_INSTRUCTIONS TO FOLLOW_
Tell how many lines in these records contain the string "this", with only the number as the reply.

_DATA EXCERPTS_

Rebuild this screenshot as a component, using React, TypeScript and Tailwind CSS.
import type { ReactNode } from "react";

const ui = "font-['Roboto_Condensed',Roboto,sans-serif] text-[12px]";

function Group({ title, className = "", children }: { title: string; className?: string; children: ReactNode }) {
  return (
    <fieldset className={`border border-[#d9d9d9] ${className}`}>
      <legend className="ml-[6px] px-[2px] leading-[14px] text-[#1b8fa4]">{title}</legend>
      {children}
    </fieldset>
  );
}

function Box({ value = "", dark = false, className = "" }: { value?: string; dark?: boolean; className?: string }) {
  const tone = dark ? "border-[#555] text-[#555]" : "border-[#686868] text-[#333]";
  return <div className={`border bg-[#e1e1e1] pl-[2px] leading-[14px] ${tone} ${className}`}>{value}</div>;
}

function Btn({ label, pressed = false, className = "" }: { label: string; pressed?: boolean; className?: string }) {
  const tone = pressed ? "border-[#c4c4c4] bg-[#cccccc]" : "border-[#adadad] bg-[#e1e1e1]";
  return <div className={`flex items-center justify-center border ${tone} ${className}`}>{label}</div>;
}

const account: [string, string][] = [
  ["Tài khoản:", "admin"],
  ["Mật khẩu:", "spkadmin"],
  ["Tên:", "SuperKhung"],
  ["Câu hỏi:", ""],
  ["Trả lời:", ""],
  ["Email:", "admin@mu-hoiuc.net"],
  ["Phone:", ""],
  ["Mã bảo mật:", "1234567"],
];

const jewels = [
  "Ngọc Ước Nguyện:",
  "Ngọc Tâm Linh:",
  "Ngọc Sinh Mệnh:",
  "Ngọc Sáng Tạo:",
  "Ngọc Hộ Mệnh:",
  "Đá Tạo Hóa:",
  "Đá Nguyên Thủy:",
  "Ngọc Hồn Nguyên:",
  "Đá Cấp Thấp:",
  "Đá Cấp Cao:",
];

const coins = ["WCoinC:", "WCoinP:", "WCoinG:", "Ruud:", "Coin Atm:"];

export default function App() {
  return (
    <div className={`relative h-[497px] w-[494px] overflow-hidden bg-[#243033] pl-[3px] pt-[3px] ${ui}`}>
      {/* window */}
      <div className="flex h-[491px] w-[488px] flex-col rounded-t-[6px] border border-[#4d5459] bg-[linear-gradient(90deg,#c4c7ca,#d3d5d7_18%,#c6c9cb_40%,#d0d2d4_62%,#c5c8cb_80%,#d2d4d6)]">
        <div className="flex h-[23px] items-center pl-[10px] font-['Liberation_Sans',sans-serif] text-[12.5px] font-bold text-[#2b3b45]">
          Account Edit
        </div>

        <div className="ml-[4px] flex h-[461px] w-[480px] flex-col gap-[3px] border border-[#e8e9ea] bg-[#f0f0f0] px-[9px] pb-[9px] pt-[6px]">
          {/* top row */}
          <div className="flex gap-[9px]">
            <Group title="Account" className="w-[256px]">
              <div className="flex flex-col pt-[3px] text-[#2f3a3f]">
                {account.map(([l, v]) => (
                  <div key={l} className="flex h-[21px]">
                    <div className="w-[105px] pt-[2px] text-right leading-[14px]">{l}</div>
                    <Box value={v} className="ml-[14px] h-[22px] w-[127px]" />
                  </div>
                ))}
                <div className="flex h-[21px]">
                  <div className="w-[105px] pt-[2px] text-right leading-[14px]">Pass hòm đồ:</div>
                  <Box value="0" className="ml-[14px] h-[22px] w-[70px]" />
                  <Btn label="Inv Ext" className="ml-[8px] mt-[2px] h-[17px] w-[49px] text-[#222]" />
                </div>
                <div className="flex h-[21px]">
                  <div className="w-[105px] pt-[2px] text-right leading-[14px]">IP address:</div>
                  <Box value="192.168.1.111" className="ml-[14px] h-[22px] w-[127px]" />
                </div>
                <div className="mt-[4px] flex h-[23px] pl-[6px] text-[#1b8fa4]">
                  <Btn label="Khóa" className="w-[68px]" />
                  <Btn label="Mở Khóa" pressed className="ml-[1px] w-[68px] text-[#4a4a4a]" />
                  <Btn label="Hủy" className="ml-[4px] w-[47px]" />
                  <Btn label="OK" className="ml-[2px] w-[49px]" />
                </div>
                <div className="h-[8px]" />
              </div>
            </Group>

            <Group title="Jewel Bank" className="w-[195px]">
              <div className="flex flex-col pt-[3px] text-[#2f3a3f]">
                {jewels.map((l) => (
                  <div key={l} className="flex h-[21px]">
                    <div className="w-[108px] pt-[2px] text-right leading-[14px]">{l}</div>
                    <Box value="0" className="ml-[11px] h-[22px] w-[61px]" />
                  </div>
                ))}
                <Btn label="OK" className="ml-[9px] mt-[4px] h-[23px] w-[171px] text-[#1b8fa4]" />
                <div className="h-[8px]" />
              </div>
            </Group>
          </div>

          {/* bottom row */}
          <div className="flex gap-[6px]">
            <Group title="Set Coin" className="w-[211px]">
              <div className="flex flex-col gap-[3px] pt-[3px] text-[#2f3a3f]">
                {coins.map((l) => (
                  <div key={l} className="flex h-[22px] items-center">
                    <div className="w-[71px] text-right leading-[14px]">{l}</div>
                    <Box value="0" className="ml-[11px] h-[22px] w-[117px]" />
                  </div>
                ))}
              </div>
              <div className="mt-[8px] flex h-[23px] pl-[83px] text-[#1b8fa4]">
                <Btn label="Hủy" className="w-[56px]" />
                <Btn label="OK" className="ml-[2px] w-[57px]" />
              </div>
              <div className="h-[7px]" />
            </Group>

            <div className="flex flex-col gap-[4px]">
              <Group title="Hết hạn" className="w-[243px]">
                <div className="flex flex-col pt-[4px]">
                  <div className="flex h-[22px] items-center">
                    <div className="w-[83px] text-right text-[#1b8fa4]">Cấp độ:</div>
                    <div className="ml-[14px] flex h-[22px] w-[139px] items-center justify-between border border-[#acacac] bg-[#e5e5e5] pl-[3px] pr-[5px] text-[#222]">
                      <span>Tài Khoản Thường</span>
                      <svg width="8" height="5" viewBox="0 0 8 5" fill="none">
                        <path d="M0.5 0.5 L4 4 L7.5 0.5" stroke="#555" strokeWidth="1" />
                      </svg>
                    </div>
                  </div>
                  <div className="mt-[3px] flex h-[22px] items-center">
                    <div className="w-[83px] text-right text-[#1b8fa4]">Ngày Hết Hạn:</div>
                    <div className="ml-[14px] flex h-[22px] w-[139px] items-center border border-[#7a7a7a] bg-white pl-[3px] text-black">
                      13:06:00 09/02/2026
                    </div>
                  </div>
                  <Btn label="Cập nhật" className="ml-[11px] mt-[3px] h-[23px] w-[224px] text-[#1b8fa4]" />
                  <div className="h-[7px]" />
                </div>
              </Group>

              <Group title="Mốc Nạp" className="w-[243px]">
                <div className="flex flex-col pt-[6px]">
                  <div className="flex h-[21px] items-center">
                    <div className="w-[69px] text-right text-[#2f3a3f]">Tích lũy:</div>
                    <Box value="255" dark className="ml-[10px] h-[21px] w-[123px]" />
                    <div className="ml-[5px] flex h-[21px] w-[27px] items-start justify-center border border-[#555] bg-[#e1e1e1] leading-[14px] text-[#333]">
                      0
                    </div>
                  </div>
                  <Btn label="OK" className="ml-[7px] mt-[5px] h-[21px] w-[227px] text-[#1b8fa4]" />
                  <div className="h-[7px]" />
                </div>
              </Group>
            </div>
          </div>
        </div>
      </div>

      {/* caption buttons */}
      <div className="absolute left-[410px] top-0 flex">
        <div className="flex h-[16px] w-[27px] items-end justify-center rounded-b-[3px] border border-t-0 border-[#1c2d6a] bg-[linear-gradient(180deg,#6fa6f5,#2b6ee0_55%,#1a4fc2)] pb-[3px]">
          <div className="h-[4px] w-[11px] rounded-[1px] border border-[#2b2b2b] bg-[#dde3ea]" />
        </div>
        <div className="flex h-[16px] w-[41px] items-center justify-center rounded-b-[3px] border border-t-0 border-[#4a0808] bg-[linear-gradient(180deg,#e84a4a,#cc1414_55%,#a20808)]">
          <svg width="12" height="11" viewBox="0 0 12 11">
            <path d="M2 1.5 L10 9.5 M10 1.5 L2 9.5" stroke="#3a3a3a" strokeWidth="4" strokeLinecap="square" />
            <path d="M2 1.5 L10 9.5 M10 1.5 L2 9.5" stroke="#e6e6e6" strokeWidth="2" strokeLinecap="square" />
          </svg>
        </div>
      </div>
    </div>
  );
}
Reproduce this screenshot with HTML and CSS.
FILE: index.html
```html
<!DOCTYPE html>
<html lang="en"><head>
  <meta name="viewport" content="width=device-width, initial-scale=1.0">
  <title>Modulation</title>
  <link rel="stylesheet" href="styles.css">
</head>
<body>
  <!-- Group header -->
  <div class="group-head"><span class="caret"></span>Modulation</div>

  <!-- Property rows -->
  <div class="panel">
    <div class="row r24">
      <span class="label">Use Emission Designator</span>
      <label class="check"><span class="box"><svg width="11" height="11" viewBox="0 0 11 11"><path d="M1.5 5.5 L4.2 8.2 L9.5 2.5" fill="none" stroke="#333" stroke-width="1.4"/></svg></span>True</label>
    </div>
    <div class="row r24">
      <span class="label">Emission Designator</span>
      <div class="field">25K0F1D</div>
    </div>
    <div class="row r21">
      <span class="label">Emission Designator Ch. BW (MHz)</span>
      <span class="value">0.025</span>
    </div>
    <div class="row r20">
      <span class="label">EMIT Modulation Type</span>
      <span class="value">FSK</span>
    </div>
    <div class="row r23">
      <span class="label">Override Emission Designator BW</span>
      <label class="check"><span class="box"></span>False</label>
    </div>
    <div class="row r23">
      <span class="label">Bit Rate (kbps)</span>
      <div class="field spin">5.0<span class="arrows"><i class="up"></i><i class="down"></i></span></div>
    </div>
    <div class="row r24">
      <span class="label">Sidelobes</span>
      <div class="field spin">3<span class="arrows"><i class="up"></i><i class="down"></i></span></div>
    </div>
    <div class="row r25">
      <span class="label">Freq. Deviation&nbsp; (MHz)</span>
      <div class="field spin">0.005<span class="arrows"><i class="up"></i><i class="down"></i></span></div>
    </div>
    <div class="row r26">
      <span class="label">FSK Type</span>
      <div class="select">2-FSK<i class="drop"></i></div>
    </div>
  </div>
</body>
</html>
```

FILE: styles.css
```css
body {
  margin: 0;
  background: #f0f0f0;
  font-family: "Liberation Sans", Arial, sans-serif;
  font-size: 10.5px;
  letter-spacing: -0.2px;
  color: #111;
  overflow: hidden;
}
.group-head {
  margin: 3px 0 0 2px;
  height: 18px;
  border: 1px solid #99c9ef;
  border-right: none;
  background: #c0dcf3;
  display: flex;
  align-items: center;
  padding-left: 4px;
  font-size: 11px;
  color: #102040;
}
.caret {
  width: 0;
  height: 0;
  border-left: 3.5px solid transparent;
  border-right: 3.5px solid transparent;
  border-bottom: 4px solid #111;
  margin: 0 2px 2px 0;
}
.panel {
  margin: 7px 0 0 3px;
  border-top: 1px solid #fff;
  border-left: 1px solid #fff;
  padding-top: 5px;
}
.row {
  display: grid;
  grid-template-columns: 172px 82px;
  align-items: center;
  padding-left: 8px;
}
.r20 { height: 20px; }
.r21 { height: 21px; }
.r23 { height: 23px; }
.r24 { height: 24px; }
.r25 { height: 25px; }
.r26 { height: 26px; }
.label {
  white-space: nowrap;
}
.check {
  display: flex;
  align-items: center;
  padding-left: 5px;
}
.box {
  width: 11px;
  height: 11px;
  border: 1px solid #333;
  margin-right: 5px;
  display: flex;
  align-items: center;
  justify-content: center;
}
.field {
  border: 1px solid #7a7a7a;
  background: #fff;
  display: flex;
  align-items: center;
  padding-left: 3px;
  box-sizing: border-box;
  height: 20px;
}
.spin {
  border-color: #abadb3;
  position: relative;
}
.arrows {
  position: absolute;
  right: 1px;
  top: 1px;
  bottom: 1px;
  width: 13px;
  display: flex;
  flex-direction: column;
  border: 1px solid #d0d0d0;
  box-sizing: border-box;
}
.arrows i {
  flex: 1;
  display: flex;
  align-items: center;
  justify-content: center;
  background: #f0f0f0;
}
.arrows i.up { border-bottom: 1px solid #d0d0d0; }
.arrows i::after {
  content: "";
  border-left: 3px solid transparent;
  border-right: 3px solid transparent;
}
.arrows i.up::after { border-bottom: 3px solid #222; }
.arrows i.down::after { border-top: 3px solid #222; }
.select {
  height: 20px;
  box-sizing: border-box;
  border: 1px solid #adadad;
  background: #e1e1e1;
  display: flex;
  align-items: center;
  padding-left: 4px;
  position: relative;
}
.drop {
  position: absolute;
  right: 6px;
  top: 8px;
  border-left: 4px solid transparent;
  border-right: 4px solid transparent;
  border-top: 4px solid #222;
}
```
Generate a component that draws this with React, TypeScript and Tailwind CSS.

_CORRECT ANSWER_
3